Computer recognition of sheet music

In his book This is Your Brain on Music, Daniel Levitin writes, ‘Whenever humans come together for any reason, music is there.’ From weddings and funerals, to graduation parties and men marching off to war, ‘music is and was [always] part of the fabric of everyday life.’

Music is an essential part of human culture, and preservation is key. Thanks to computers, we can digitally store music, and this does not just mean preserving recordings: Optical music recognition (OMR) refers to a discipline that investigates how scanners or cameras can automatically transform scanned sheet music into a computer-readable format.

There are many applications for OMR. For one, a musician can listen to a piece of music before trying to learn it, by converting the printed score sheet into an audio file. Beginners, on the other hand, can play along to the music. OMR could also be performed on a musical score for re-configuration of the music by, for example, transposing it to a more suitable key, or re-writing it for musicians with special reading requirements, like Braille for the visually impaired.

Research in OMR started in the 1960s when scientist Dennis Pruslin first attempted the automatic recognition of sheet music. From there, the field of OMR flourished, seeing the creation of systems such as the MUSER, LEMON, and CANTOR. All these systems achieved high performance values above 95% accuracy.

However, these systems had their restrictions. Only simple score sheets could be read.
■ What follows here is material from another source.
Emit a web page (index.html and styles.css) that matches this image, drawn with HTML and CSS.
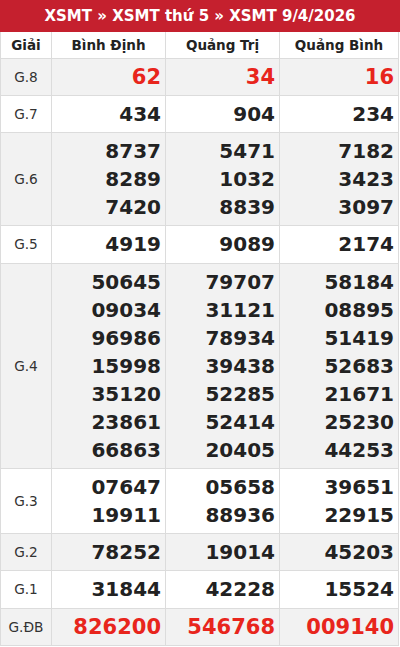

Most systems ignored basic musical rules such as accidentals (symbols placed before a note on a music sheet in order to raise or lower the pitch of a note). Building on this, the goal of Joseph Bezzina’s research (supervised by Dr Alexandra Bonnici) was to create an OMR system capable of reading complex score sheets acquired using a mobile or tablet camera, instead of a scanner.

To implement the OMR system, Bezzina loosely followed the structure most researchers have used. The structure is made up of three sub-tasks, namely: staff line (the long horizontal lines in a music sheet) identification and isolation, symbol localisation, and musical recognition. In the staff line detection and isolation stage, staff lines are removed from the score sheet image, since staff lines make the next step harder. In the symbol localisation stage, each different symbol is localised and grouped with similar symbols. In the final stage, the pitch of each individual note is measured and musical rules are implemented to give the different symbols a musical meaning. All this data is then converted to MIDI format in order for the musical piece to be able to be heard digitally.

With this system, a precision rate of 94% was achieved when tested with complex musical scores containing accidentals and key signatures which affect the note’s pitch value. In the future, Bezzina and his team wish to extend this work to include a larger variety of music notation, especially notation associated with music’s expressive quality.

This research was carried out as part of a B.Eng. (Hons) in Electrical and Electronics Engineering at the Faculty of Engineering (Department of Systems & Control Engineering), University of Malta.